> _WHAT NEEDS TO BE DONE_:
Collect all lines containing the word "page" from the data.

> _MATERIAL FOR THE TASK_:
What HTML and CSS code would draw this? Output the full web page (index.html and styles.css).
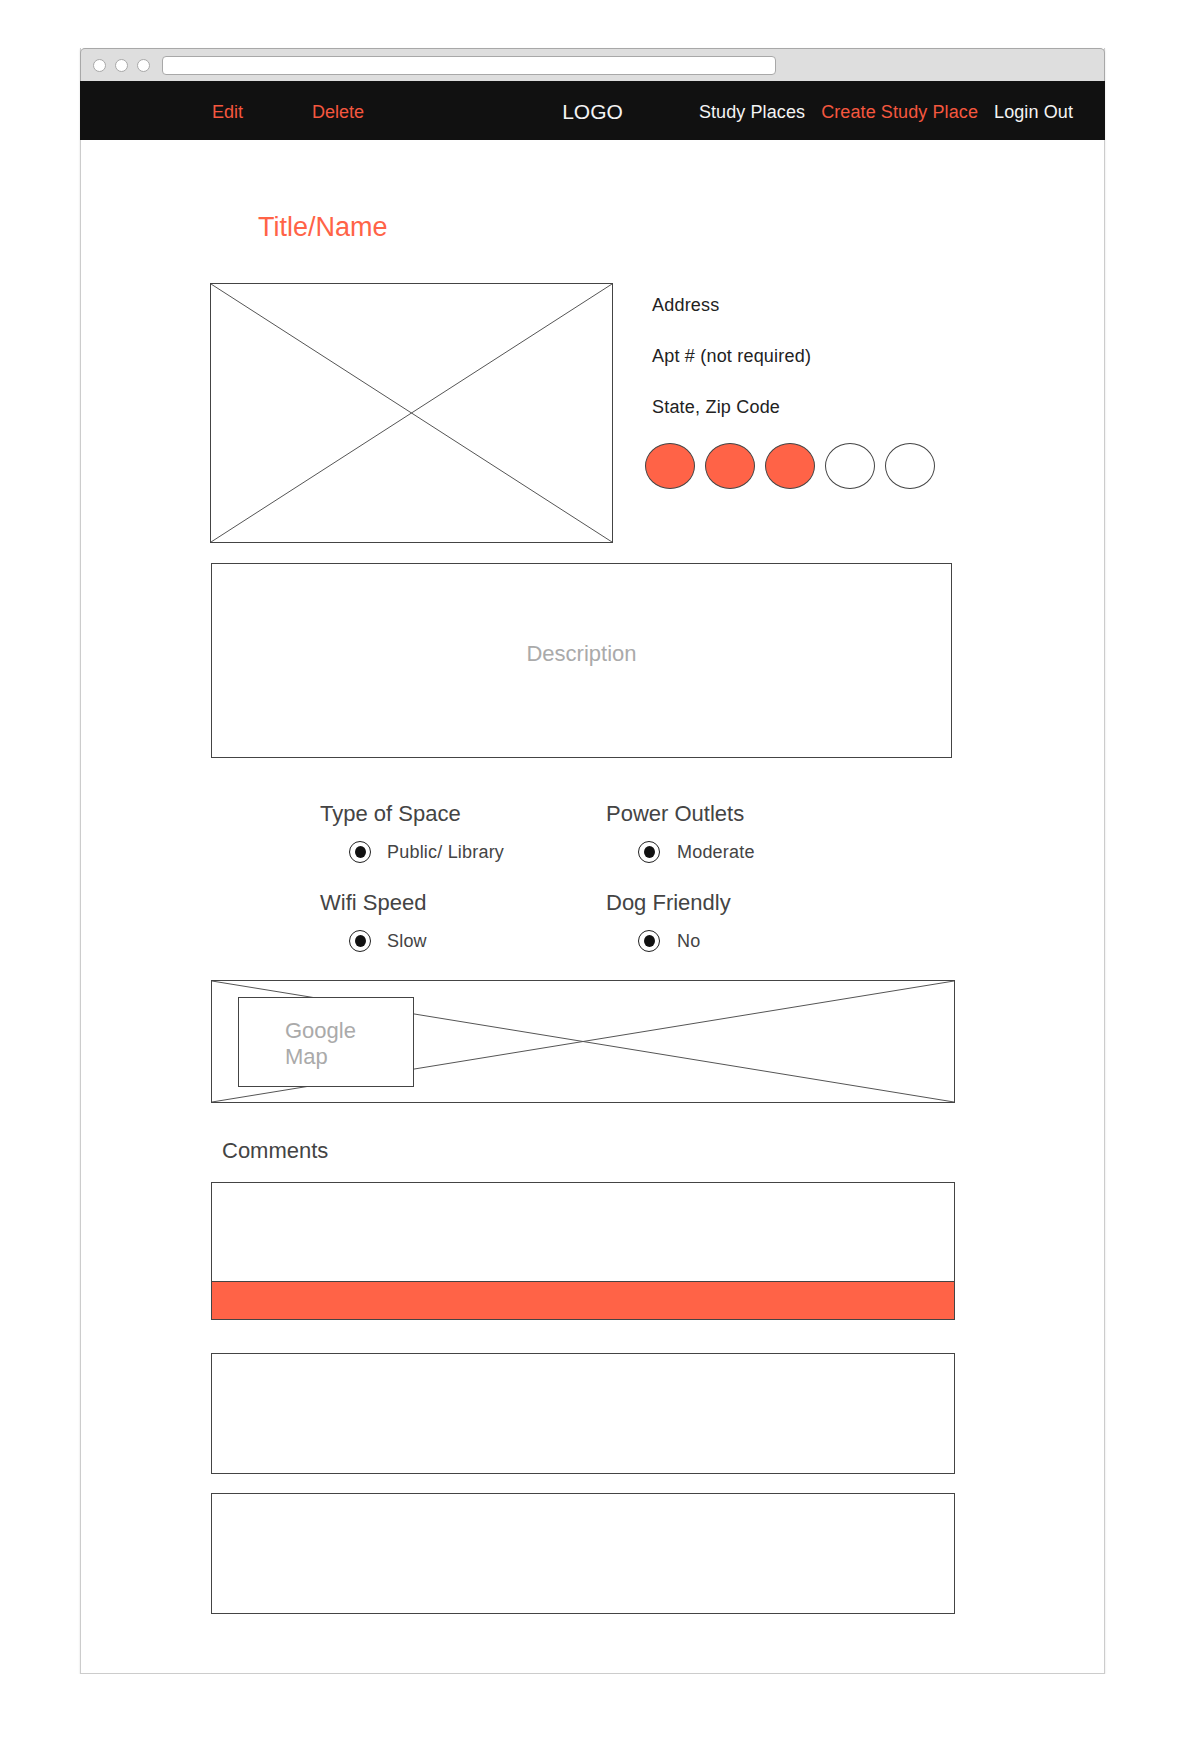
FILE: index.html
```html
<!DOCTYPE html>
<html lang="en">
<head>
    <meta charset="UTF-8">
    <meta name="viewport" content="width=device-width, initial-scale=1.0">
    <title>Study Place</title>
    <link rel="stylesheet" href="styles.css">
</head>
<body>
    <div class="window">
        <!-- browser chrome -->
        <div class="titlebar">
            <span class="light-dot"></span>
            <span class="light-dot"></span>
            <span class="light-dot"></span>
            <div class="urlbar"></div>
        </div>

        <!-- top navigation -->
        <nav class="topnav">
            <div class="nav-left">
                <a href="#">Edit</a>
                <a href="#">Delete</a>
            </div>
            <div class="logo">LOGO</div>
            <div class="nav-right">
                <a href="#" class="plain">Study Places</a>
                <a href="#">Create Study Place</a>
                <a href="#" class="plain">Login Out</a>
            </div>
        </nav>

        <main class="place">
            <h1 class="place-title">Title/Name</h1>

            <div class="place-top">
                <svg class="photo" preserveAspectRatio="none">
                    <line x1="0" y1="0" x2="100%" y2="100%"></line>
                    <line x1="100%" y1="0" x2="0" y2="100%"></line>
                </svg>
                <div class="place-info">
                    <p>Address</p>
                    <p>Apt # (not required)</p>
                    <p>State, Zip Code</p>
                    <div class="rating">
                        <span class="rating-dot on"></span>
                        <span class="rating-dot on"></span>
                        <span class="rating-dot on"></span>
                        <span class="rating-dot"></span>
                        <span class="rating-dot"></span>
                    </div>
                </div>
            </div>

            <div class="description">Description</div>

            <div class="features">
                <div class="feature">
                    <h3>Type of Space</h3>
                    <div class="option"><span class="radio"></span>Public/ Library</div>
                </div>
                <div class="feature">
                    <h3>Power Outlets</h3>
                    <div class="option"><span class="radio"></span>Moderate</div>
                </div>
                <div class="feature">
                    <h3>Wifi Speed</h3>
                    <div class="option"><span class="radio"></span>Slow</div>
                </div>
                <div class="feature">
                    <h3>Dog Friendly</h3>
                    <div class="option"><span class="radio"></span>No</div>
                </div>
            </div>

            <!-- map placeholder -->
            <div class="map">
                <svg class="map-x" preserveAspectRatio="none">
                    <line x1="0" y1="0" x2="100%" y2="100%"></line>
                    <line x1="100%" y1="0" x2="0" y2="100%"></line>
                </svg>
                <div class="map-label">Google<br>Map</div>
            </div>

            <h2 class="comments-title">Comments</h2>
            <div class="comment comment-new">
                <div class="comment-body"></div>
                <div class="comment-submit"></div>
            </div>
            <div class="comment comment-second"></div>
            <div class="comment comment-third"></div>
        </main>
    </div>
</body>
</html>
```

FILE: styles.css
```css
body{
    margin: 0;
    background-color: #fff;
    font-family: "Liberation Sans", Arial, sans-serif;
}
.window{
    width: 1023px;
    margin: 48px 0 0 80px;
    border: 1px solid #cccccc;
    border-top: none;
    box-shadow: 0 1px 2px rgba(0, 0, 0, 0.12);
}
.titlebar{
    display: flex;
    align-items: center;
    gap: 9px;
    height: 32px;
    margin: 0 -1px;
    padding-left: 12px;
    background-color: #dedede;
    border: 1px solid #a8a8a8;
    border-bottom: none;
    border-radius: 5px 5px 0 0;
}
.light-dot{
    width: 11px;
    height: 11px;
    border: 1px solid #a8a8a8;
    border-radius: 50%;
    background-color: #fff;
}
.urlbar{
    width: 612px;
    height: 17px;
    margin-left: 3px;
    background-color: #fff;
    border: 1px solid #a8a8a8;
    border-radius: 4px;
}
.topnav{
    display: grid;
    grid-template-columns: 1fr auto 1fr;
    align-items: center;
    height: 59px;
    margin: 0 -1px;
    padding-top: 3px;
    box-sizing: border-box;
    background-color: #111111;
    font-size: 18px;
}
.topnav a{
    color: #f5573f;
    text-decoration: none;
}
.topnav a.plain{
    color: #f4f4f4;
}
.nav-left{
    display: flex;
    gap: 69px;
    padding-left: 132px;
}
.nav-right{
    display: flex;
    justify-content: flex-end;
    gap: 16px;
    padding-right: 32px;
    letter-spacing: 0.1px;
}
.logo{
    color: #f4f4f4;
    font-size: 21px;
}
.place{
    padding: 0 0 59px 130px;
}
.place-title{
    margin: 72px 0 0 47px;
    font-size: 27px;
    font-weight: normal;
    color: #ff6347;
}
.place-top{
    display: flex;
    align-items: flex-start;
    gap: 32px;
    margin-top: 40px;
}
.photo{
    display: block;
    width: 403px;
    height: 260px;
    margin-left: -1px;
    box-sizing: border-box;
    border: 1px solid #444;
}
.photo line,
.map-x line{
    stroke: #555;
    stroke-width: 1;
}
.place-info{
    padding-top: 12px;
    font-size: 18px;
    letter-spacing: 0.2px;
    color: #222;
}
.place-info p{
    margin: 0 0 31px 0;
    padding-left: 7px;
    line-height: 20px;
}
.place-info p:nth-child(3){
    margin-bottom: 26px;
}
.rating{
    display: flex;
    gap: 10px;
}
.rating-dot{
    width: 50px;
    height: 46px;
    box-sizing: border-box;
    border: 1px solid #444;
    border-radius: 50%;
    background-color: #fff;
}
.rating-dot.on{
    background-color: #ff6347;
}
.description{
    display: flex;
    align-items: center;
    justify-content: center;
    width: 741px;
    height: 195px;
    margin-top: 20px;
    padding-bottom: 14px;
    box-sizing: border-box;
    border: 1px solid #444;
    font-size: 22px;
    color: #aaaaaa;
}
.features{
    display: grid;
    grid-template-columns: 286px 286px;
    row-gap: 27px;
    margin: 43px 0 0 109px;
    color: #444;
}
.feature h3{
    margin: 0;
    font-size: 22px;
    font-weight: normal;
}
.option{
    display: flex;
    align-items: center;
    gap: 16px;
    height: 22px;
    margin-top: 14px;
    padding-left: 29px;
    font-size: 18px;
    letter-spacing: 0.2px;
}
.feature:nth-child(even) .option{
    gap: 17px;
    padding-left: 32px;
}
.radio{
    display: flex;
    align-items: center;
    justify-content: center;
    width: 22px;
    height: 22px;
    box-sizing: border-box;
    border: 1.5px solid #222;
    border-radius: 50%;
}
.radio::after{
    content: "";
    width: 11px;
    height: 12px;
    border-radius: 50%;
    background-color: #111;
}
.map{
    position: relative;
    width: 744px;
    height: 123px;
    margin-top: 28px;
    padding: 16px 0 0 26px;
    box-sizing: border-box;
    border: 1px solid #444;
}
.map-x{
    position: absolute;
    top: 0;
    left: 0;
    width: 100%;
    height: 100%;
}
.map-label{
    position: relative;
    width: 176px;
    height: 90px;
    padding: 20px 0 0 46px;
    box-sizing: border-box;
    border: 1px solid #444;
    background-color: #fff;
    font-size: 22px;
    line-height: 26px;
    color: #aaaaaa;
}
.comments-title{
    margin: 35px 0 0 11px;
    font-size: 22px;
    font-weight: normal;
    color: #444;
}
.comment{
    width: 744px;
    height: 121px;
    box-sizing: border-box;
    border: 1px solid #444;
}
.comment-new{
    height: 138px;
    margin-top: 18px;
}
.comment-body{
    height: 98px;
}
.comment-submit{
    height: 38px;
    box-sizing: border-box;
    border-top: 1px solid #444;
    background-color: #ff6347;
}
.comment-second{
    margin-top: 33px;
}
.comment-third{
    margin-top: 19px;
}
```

==

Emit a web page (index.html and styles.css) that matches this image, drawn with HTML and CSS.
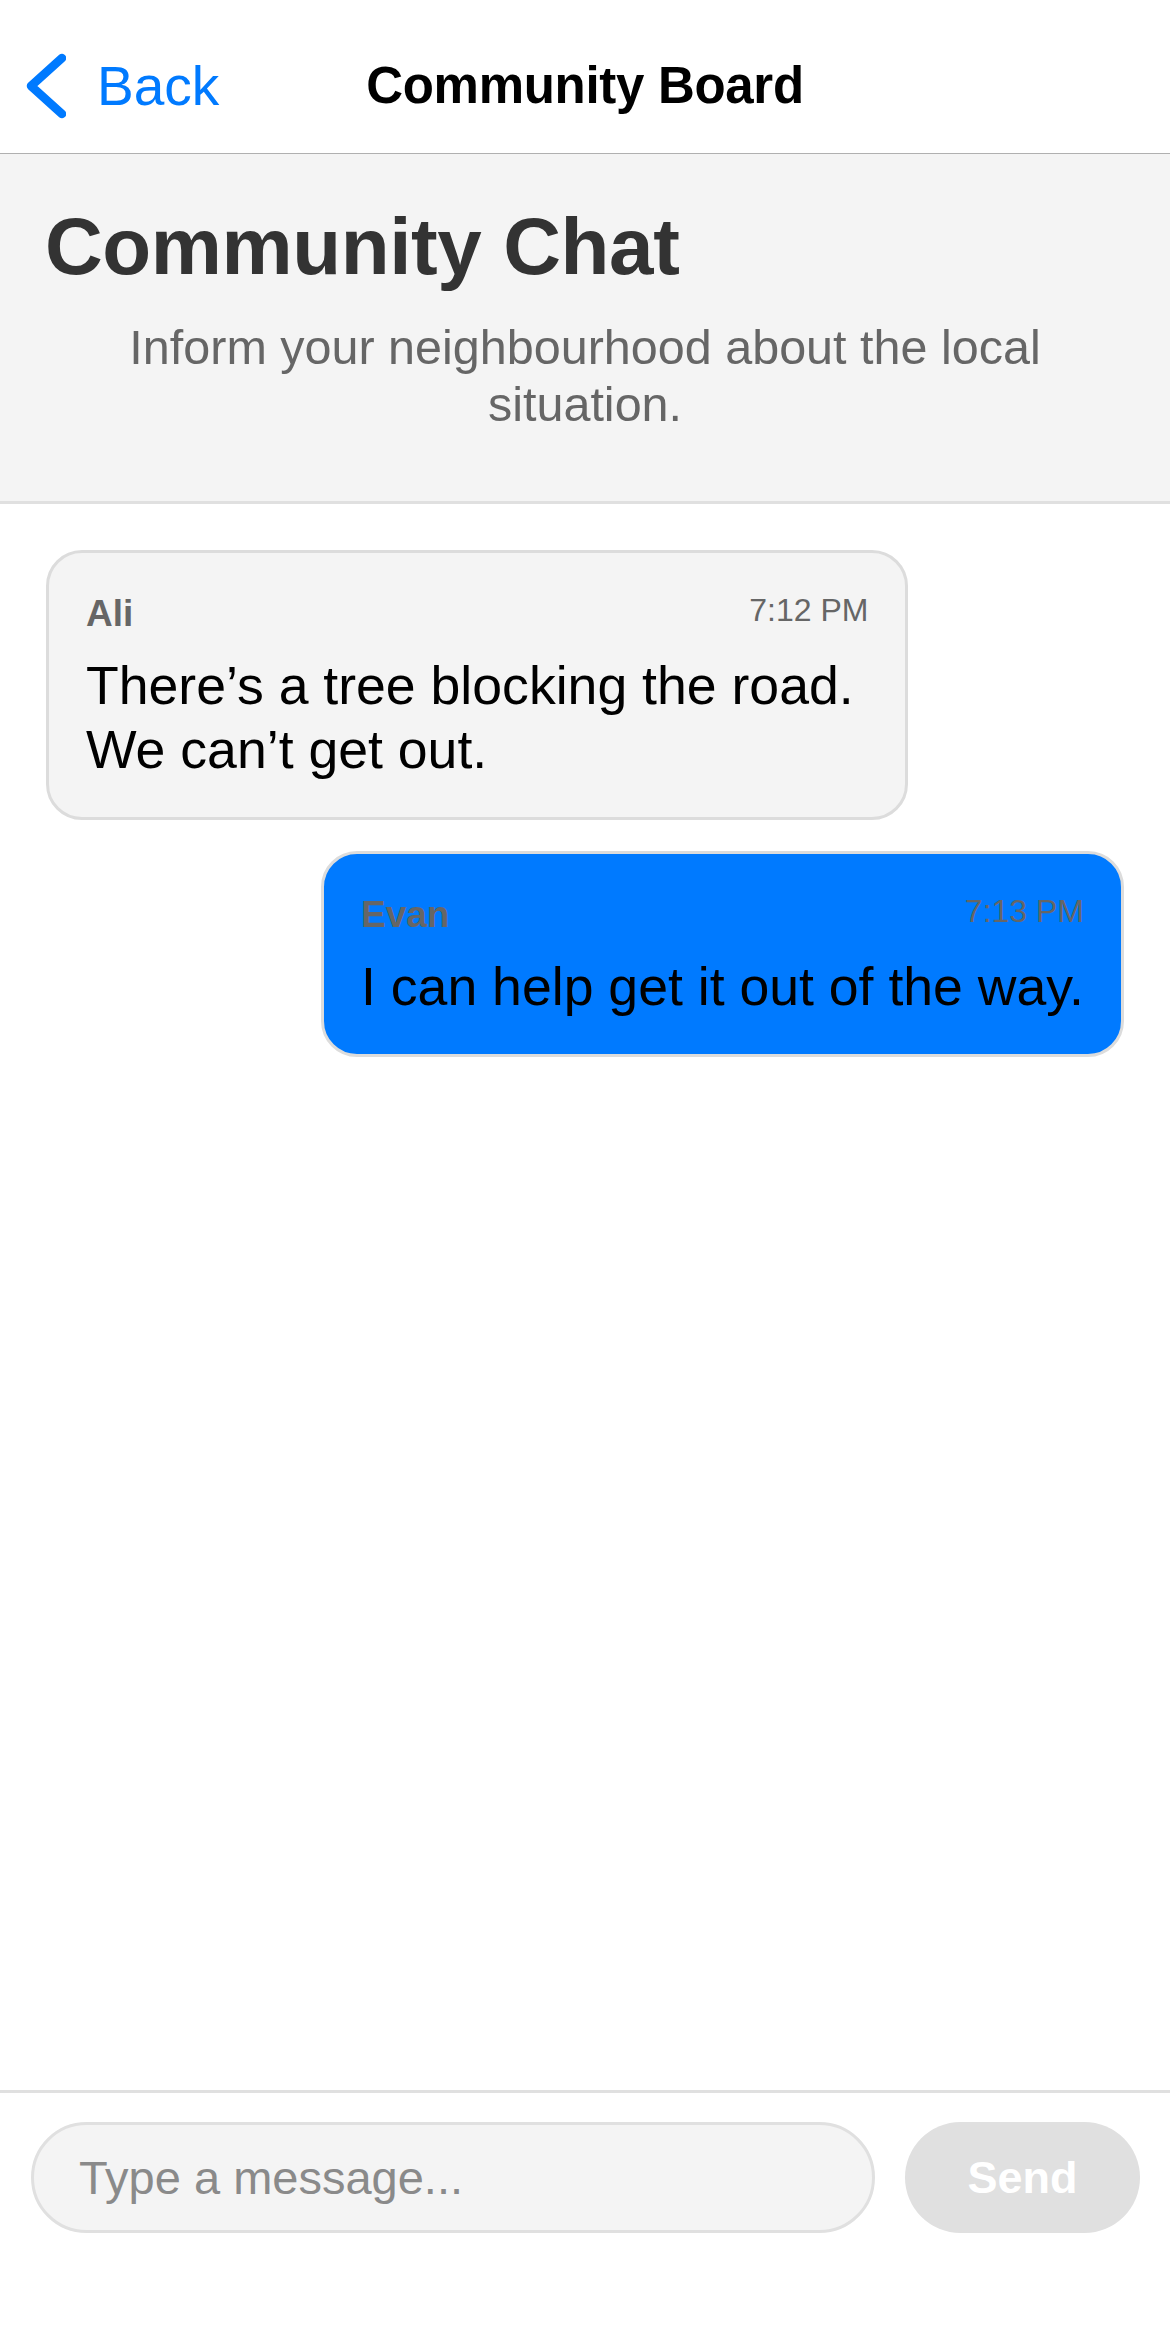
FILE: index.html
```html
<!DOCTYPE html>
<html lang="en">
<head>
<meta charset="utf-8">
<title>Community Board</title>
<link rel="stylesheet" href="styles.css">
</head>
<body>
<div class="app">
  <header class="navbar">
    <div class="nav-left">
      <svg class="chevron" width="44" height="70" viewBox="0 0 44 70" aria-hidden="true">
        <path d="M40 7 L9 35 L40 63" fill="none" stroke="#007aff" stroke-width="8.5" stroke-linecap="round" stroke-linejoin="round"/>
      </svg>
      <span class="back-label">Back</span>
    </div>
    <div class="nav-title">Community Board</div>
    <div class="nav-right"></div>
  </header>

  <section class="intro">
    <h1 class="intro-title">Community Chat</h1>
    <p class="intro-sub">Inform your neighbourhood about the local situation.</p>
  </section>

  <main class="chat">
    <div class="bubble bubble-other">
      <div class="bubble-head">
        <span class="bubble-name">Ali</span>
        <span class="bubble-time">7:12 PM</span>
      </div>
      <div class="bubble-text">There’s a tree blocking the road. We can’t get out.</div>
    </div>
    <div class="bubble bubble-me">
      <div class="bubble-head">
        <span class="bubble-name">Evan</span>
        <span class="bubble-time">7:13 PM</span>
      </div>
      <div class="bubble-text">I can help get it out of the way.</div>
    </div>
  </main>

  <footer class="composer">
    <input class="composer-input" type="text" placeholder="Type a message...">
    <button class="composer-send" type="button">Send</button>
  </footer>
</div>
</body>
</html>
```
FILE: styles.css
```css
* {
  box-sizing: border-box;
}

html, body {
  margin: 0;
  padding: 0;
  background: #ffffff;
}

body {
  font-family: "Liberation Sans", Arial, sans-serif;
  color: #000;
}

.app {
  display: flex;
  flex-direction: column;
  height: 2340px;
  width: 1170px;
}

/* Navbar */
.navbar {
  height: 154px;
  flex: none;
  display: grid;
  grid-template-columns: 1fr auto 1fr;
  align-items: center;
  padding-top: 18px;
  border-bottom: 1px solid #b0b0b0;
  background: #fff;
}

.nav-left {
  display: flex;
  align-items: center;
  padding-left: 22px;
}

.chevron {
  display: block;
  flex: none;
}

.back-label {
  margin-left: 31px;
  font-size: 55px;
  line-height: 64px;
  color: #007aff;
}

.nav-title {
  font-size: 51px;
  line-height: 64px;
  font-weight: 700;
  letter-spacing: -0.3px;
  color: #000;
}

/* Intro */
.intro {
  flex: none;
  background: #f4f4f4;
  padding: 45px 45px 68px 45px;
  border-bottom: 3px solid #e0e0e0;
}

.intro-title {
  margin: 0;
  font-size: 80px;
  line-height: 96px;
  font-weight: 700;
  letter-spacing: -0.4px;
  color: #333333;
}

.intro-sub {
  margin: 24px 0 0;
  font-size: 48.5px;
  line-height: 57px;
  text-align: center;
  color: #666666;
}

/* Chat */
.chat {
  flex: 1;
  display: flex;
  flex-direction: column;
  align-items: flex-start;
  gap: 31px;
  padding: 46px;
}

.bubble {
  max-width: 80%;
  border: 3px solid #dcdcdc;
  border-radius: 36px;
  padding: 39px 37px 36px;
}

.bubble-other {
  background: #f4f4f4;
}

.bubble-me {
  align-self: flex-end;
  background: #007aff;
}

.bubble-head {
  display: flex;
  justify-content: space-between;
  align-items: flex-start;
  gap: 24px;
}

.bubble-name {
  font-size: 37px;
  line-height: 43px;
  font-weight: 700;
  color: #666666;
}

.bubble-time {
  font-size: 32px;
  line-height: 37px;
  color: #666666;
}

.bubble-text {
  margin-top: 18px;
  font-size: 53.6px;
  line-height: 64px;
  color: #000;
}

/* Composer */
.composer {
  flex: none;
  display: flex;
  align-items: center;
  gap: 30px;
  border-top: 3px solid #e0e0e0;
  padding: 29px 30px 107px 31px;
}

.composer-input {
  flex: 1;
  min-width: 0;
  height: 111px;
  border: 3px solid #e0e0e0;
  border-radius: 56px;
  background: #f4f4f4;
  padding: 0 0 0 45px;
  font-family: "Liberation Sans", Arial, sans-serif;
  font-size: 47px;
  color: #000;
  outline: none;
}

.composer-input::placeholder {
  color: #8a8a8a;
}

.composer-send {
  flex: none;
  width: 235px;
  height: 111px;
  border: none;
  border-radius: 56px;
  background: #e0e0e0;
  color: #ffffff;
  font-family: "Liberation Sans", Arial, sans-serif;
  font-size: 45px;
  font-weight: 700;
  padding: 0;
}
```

> _TASK OUTPUT_:
What HTML and CSS code would draw this? Output the full web page (index.html and styles.css).
Emit a web page (index.html and styles.css) that matches this image, drawn with HTML and CSS.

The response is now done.